Hi @amapic, let me get back on this after confirming with organisers.
Meanwhile we can create new questions instead of following up on this thread, it will make QnA search for future simpler.
How come some of my subs took 14h and didn’t fail if the limit is 8h? Then again, how am I supposed to know that timeout is set to 8h? Where is it written? I also thought for a moment that you keep changing the timeout limit? Can you confirm that this is not true?
inferencing time is way off. Locally my model on 1080ti takes ~10 minutes to execute so obviously it runs on CPU when submitted.
@amapic stay tuned for stage 4
@ValAn No, I can confirm the timeouts haven’t been change b/w your previous and current runs. The only issue has been timeout wasn’t implemented properly in past and it can be reason why your previous (1 week old) submission get missed from timeout.

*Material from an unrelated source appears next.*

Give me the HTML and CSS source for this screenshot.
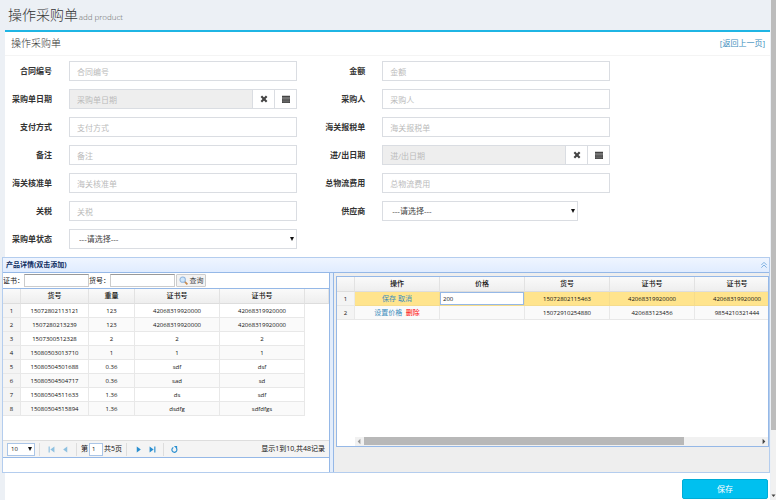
FILE: index.html
```html
<!DOCTYPE html>
<html lang="zh-CN">
<head>
    <meta charset="UTF-8">
    <meta name="viewport" content="width=device-width, initial-scale=1.0">
    <title>操作采购单</title>
    <link rel="stylesheet" href="styles.css">
</head>
<body>
    <div class="page">
        <header class="content-header">
            <h1>操作采购单 <small>add product</small></h1>
        </header>

        <main class="box">
            <div class="box-header">
                <h2>操作采购单</h2>
                <a href="#">[返回上一页]</a>
            </div>

            <!-- 采购单表单 -->
            <form class="order-form" id="orderForm">
                <label for="contractNo">合同编号</label>
                <input class="form-control" id="contractNo" type="text" placeholder="合同编号">
                <label for="amount">金额</label>
                <input class="form-control" id="amount" type="text" placeholder="金额">

                <label for="orderDate">采购单日期</label>
                <div class="input-group">
                    <input class="form-control" id="orderDate" type="text" placeholder="采购单日期" readonly>
                    <button type="button" class="addon" aria-label="清除">
                        <svg viewBox="0 0 12 12"><path d="M2 2l8 8M10 2l-8 8" stroke="#444" stroke-width="3.2"/></svg>
                    </button>
                    <button type="button" class="addon" aria-label="选择日期">
                        <svg viewBox="0 0 12 12"><path d="M0 1h12v3H0zM0 5h12v7H0z" fill="#444"/><path d="M0 7.300h12M0 9.600h12M3 5v7M6 5v7M9 5v7" stroke="#999" stroke-width=".5"/></svg>
                    </button>
                </div>
                <label for="buyer">采购人</label>
                <input class="form-control" id="buyer" type="text" placeholder="采购人">

                <label for="payment">支付方式</label>
                <input class="form-control" id="payment" type="text" placeholder="支付方式">
                <label for="customsBill">海关报税单</label>
                <input class="form-control" id="customsBill" type="text" placeholder="海关报税单">

                <label for="remark">备注</label>
                <input class="form-control" id="remark" type="text" placeholder="备注">
                <label for="inOutDate">进/出日期</label>
                <div class="input-group">
                    <input class="form-control" id="inOutDate" type="text" placeholder="进/出日期" readonly>
                    <button type="button" class="addon" aria-label="清除">
                        <svg viewBox="0 0 12 12"><path d="M2 2l8 8M10 2l-8 8" stroke="#444" stroke-width="3.2"/></svg>
                    </button>
                    <button type="button" class="addon" aria-label="选择日期">
                        <svg viewBox="0 0 12 12"><path d="M0 1h12v3H0zM0 5h12v7H0z" fill="#444"/><path d="M0 7.300h12M0 9.600h12M3 5v7M6 5v7M9 5v7" stroke="#999" stroke-width=".5"/></svg>
                    </button>
                </div>

                <label for="approval">海关核准单</label>
                <input class="form-control" id="approval" type="text" placeholder="海关核准单">
                <label for="logistics">总物流费用</label>
                <input class="form-control" id="logistics" type="text" placeholder="总物流费用">

                <label for="tariff">关税</label>
                <input class="form-control" id="tariff" type="text" placeholder="关税">
                <label for="supplier">供应商</label>
                <div class="select-wrap supplier">
                    <select class="form-control" id="supplier"><option>---请选择---</option></select>
                </div>

                <label for="orderState">采购单状态</label>
                <div class="select-wrap">
                    <select class="form-control" id="orderState"><option>---请选择---</option></select>
                </div>
            </form>

            <!-- 产品详情 -->
            <section class="panel">
                <div class="panel-header">
                    <h3>产品详情(双击添加)</h3>
                    <button type="button" class="collapse" aria-label="收起">
                        <svg viewBox="0 0 12 12"><path d="M2 6l4-4 4 4M2 10l4-4 4 4" fill="none" stroke="#6fa8dc" stroke-width="1.3"/></svg>
                    </button>
                </div>
                <div class="panel-body">
                    <div class="product-list">
                        <div class="toolbar">
                            <label for="certNo">证书：</label>
                            <input id="certNo" type="text">
                            <label for="itemNo">货号：</label>
                            <input id="itemNo" type="text">
                            <button type="button">
                                <svg viewBox="0 0 16 16"><path d="M10 10l5 5" stroke="#c98a4b" stroke-width="3"/><circle cx="6.500" cy="6.500" r="4.800" fill="#cfe6fa" stroke="#8fb4dd" stroke-width="1.800"/></svg>
                                查询
                            </button>
                        </div>
                        <div class="grid-view">
                            <table class="datagrid left-grid">
                                <colgroup>
                                    <col class="c-num"><col class="c-item"><col class="c-weight"><col class="c-cert"><col class="c-cert"><col>
                                </colgroup>
                                <thead>
                                    <tr><th></th><th>货号</th><th>重量</th><th>证书号</th><th>证书号</th><th></th></tr>
                                </thead>
                                <tbody>
                                    <tr><td>1</td><td>15072802113121</td><td>123</td><td>42068319920000</td><td>42068319920000</td></tr>
                                    <tr><td>2</td><td>1507280213239</td><td>123</td><td>42068319920000</td><td>42068319920000</td></tr>
                                    <tr><td>3</td><td>1507300512328</td><td>2</td><td>2</td><td>2</td></tr>
                                    <tr><td>4</td><td>15080503013710</td><td>1</td><td>1</td><td>1</td></tr>
                                    <tr><td>5</td><td>15080504501688</td><td>0.36</td><td>sdf</td><td>dsf</td></tr>
                                    <tr><td>6</td><td>15080504504717</td><td>0.36</td><td>sad</td><td>sd</td></tr>
                                    <tr><td>7</td><td>15080504511633</td><td>1.36</td><td>ds</td><td>sdf</td></tr>
                                    <tr><td>8</td><td>15080504515894</td><td>1.36</td><td>dsdfg</td><td>sdfdfgs</td></tr>
                                </tbody>
                            </table>
                        </div>
                        <div class="pager">
                            <div class="select-wrap">
                                <select aria-label="每页条数"><option>10</option></select>
                            </div>
                            <span class="sep"></span>
                            <button type="button" class="off" aria-label="首页"><svg viewBox="0 0 12 12"><path d="M1 1h2v10H1zM11 1v10L4 6z"/></svg></button>
                            <button type="button" class="off" aria-label="上一页"><svg viewBox="0 0 12 12"><path d="M9 1v10L2 6z"/></svg></button>
                            <span class="sep"></span>
                            <label for="pageNo">第</label>
                            <input id="pageNo" type="text" value="1">
                            <span>共5页</span>
                            <span class="sep"></span>
                            <button type="button" aria-label="下一页"><svg viewBox="0 0 12 12"><path d="M3 1v10l7-5z"/></svg></button>
                            <button type="button" aria-label="末页"><svg viewBox="0 0 12 12"><path d="M9 1h2v10H9zM1 1v10l7-5z"/></svg></button>
                            <span class="sep"></span>
                            <button type="button" aria-label="刷新"><svg viewBox="0 0 12 12"><path d="M4 2.600a4.300 4.300 0 1 0 5 1" fill="none" stroke="#2a8fd0" stroke-width="2"/><path d="M5 0h5.500v5.500z"/></svg></button>
                            <span class="total">显示1到10,共48记录</span>
                        </div>
                    </div>

                    <div class="order-items">
                        <div class="items-grid">
                            <div class="grid-view">
                                <table class="datagrid right-grid">
                                    <colgroup>
                                        <col class="c-num"><col class="c-cert"><col class="c-cert"><col class="c-cert"><col class="c-cert"><col class="c-cert">
                                    </colgroup>
                                    <thead>
                                        <tr><th></th><th>操作</th><th>价格</th><th>货号</th><th>证书号</th><th>证书号</th></tr>
                                    </thead>
                                    <tbody>
                                        <tr class="selected"><td>1</td><td class="action"><a href="#">保存</a> <a href="#">取消</a></td><td class="edit"><input type="text" value="200" aria-label="价格"></td><td>15072802115463</td><td>42068319920000</td><td>42068319920000</td></tr>
                                        <tr><td>2</td><td class="action"><a href="#">设置价格</a>&nbsp; <a href="#" class="delete">删除</a></td><td></td><td>15072910254880</td><td>420683123456</td><td>9854210321444</td></tr>
                                    </tbody>
                                </table>
                            </div>
                            <div class="h-scroll">
                                <svg viewBox="0 0 10 10"><path d="M6 2v6L3 5z" fill="#999"/></svg>
                                <div class="track"><div class="thumb"></div></div>
                                <svg viewBox="0 0 10 10"><path d="M4 2v6l3-3z" fill="#444"/></svg>
                            </div>
                        </div>
                    </div>
                </div>
            </section>

            <div class="box-footer">
                <button type="submit" form="orderForm" class="save">保存</button>
            </div>
        </main>
    </div>

    <div class="v-scroll">
        <div class="thumb"></div>
        <svg viewBox="0 0 10 10"><path d="M1 3h8L5 8z" fill="#444"/></svg>
    </div>
</body>
</html>
```

FILE: styles.css
```css
* {
    margin: 0;
    padding: 0;
    box-sizing: border-box;
}

body {
    display: flex;
    min-height: 100vh;
    background: #ecf0f5;
    color: #333;
    font-family: "Open Sans", "Noto Sans CJK SC", sans-serif;
    font-size: 8px;
    line-height: 12px;
}

button,
input,
select {
    font: inherit;
    color: inherit;
    border-radius: 0;
    outline: none;
}

button {
    cursor: pointer;
}

a {
    color: #3c8dbc;
    text-decoration: none;
}

svg {
    display: block;
    flex: none;
}

.page {
    flex: 1;
    min-width: 0;
    display: flex;
    flex-direction: column;
    padding: 0 1px 0 5px;
}

.content-header {
    height: 30px;
    padding: 5px 3px;
}

.content-header h1 {
    font-size: 14px;
    line-height: 20px;
    font-weight: 300;
    color: #333;
}

.content-header small {
    margin-left: -3px;
    font-size: 8px;
    color: #666;
}

/* 主体 */
.box {
    flex: 1;
    background: #fff;
    border-top: 2px solid #1fb5e4;
}

.box-header {
    display: flex;
    justify-content: space-between;
    align-items: center;
    height: 24px;
    padding: 0 5px 2px 6px;
    border-bottom: 1px solid #f4f4f4;
}

.box-header h2 {
    font-size: 10px;
    font-weight: 300;
    color: #333;
}

/* 表单 */
.order-form {
    display: grid;
    grid-template-columns: 47px 8fr 51px 8fr 5fr;
    gap: 8px 17px;
    align-items: center;
    padding: 5px 0 8px;
}

.order-form > label {
    font-weight: 700;
    text-align: right;
    white-space: nowrap;
}

.order-form > label:nth-of-type(odd) {
    grid-column: 1;
}

.form-control {
    width: 100%;
    min-width: 0;
    height: 20px;
    padding: 0 7px;
    border: 1px solid #dadde2;
    background: #fff;
    color: #444;
}

.form-control::placeholder {
    color: #bbb;
}

.form-control[readonly] {
    background: #eee;
}

.input-group {
    display: flex;
}

.addon {
    display: flex;
    flex: 0 0 22px;
    align-items: center;
    justify-content: center;
    border: 1px solid #dadde2;
    border-left: 0;
    background: #fff;
}

.addon svg {
    width: 8px;
    height: 8px;
}

.select-wrap {
    position: relative;
}

.select-wrap select {
    appearance: none;
}

.select-wrap .form-control {
    padding-left: 9px;
}

.select-wrap::after {
    content: "";
    position: absolute;
    top: 50%;
    right: 3px;
    margin-top: -2px;
    border: 2px solid transparent;
    border-top: 4px solid #111;
    border-bottom: 0;
    pointer-events: none;
}

.supplier {
    width: 86%;
}

/* 产品详情面板 */
.panel {
    margin-left: -3px;
    border: 1px solid #b4cdee;
}

.panel-header {
    display: flex;
    align-items: center;
    justify-content: space-between;
    height: 15px;
    padding: 0 1px 0 3px;
    background: linear-gradient(#eff5ff, #e0ecff);
    border-bottom: 1px solid #95b8e7;
}

.panel-header h3 {
    font-size: 7px;
    font-weight: 700;
    color: #0e2d5f;
}

.collapse {
    border: 0;
    background: none;
}

.collapse svg {
    width: 8px;
    height: 8px;
}

.panel-body {
    display: grid;
    grid-template-columns: 3fr 4fr;
    gap: 3px;
    height: 199px;
    background: #e3edfb;
    font-size: 7px;
    color: #111;
}

.product-list,
.order-items {
    min-width: 0;
    overflow: hidden;
}

.product-list {
    display: flex;
    flex-direction: column;
    padding-bottom: 14px;
    background: #fff;
    border-right: 1px solid #95b8e7;
}

.toolbar {
    display: flex;
    align-items: center;
    height: 15px;
    white-space: nowrap;
}

.toolbar label {
    width: 21px;
}

.toolbar input {
    width: 65px;
    height: 13px;
    border: 1px solid #ccc;
    border-top-color: #999;
}

.toolbar button {
    display: flex;
    align-items: center;
    justify-content: center;
    gap: 2px;
    width: 30px;
    height: 13px;
    margin-left: 1px;
    border: 1px solid #ccc;
    border-radius: 1px;
    background: #f3f3f3;
    color: #444;
}

.toolbar svg {
    width: 9px;
    height: 9px;
}

.grid-view {
    flex: 1;
    overflow: hidden;
    border-top: 1px solid #95b8e7;
}

.datagrid {
    table-layout: fixed;
    border-collapse: separate;
    border-spacing: 0;
    font-size: 6px;
    line-height: 12px;
    text-align: center;
}

.left-grid {
    width: 100%;
}

.right-grid {
    width: 443px;
}

.c-num {
    width: 18px;
}

.c-item {
    width: 68px;
}

.c-weight {
    width: 46px;
}

.c-cert {
    width: 85px;
}

.datagrid th {
    height: 15px;
    font-size: 7px;
    font-weight: 500;
    background: linear-gradient(#fafafa, #eee);
    border-right: 1px solid #e2e2e2;
    border-bottom: 1px solid #ddd;
}

.datagrid td {
    height: 14px;
    border-right: 1px solid #e8e8e8;
    border-bottom: 1px solid #e8e8e8;
}

.datagrid tbody tr:nth-child(even) {
    background: #fafafa;
}

.datagrid td:first-child {
    background: #f4f4f4;
}

.datagrid .selected td:not(:first-child) {
    background: #ffe48d;
    border-color: #f5dc8c;
}

.datagrid .action {
    font-size: 7px;
}

.datagrid .delete {
    color: #f00;
}

.edit input {
    display: block;
    width: 100%;
    height: 13px;
    padding: 0 2px;
    border: 1px solid #95b8e7;
    background: #fff;
}

/* 分页 */
.pager {
    display: flex;
    align-items: center;
    height: 18px;
    padding: 0 4px;
    background: #f4f4f4;
    border-top: 1px solid #ddd;
    border-bottom: 1px solid #95b8e7;
    white-space: nowrap;
}

.pager select {
    display: block;
    width: 28px;
    height: 13px;
    padding-left: 3px;
    border: 1px solid #aac5e7;
    background: #fff;
    font-size: 6px;
    line-height: 11px;
}

.pager .sep {
    width: 1px;
    height: 13px;
    margin: 0 4px;
    background: #ddd;
}

.pager button {
    width: 14px;
    border: 0;
    background: none;
}

.pager button svg {
    width: 7px;
    height: 7px;
    margin: 0 auto;
    fill: #2a8fd0;
}

.pager .off {
    opacity: 0.5;
}

.pager button:last-of-type {
    width: 12px;
}

.pager input {
    width: 14px;
    height: 13px;
    margin: 0 1px;
    padding-left: 2px;
    border: 1px solid #aac5e7;
    background: #fff;
    font-size: 6px;
}

.pager .total {
    margin-left: auto;
}

.order-items {
    padding: 3px 0 0 2px;
    background: #eee;
    border-left: 1px solid #95b8e7;
}

.items-grid {
    display: flex;
    flex-direction: column;
    height: 171px;
    background: #fff;
    border: 1px solid #95b8e7;
    border-top: 0;
}

.h-scroll {
    display: flex;
    height: 9px;
    margin-left: 18px;
    background: #f1f1f1;
}

.h-scroll svg {
    width: 9px;
    height: 9px;
}

.h-scroll .track {
    flex: 1;
}

.h-scroll .thumb {
    width: 81%;
    height: 8px;
    background: #b8b8b8;
}

.box-footer {
    display: flex;
    justify-content: flex-end;
    padding: 6px 2px 1px;
}

.save {
    width: 86px;
    height: 20px;
    border: 1px solid #00acd6;
    border-radius: 2px;
    background: #00c0ef;
    color: #fff;
}

/* 滚动条 */
.v-scroll {
    display: flex;
    flex-direction: column;
    justify-content: space-between;
    flex: 0 0 5px;
    background: #f1f1f1;
}

.v-scroll .thumb {
    height: 86%;
    background: #bcbcbc;
}

.v-scroll svg {
    width: 5px;
    height: 9px;
}
```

We can absolutely check why it is taking >8 hours instead of ~10 minutes on local. Can you help me with following:
- The local run is with GPU? I can check if your code is utilising GPU (when allocated) or running only on CPU for whatsoever reason.
- What are the number of images when you are doing locally? The server/test dataset have 32428 images to be exact, which may be causing higher time.
I think specs for online environment would help a bit in case there is significant difference from your local environment: 4 vCPUs, 16 GB memory, K80 GPU (when enabled)
Also it seems you are constantly improving your platform, which is something great, but as a user I don’t know when you guys do it, nor what do you update, and when I get some inconsistency with previous experience I become nuts about which point I’m missing.
That being said, I think the timing issue is more related to the time for accessing the images in disk rather than the GPU time, which is kind of… sad.
I’ll definitely write more about that when this round is over.
Thanks for the suggestions.
I completely agree that we need to improve our communication & orientation of information for providing seamless experience to participants.
We would be glad to hear back from you after competition and looking forward for the inputs.
I checked all the submissions and unfortunately multiple participants are facing same issue i.e. GPU is being allocated but not used by submissions, due to cuda version mismatch.
For making GPU work out of box, we have introduced force installation as below in our snakes challenge evaluation process:
conda install cudatoolkit=10.0
This should fix the timing issues and we will continue monitoring all the submissions closely.
@ignasimg I have verified disks performance and it was good. Unfortunately on debugging, I found your submission faced same issue i.e. cudatoolkit=10.1 due to which it may have given the impression that disk is the bottleneck (but it was GPU which wasn’t being utilised). The current submission should finish much sooner after condatoolkit version pinning.
@shivam Thanks for your explanation. Do you know which day you force installation of cuda 10.0 ? It could explain some problem I had.
Hi @amapic, I have started force cudatoolkit=10.0 installation at same time above announcement is made i.e. 14 hours ago.
Edit: I remember the conda environment issue you were facing, and it isn’t related to it.
Congrats to all. It’s been 3 days since the competition finished and we haven’t got any info how we shall proceed from here. What happens next @devops?
Hi @ValAn, participants,
Congratulations to all for your participation.
There is no update right now. Organisers will be reaching out to the participants shortly with details about their travel grants, etc and post challenge follow-up.
thank you. Looking forward to it.
Best of luck to all and see you on the next challenge
@ValAn Congrats on the win
thanks, kudos to you too. See you at the next stage, I assume.
@ValAn Yeah, congrats !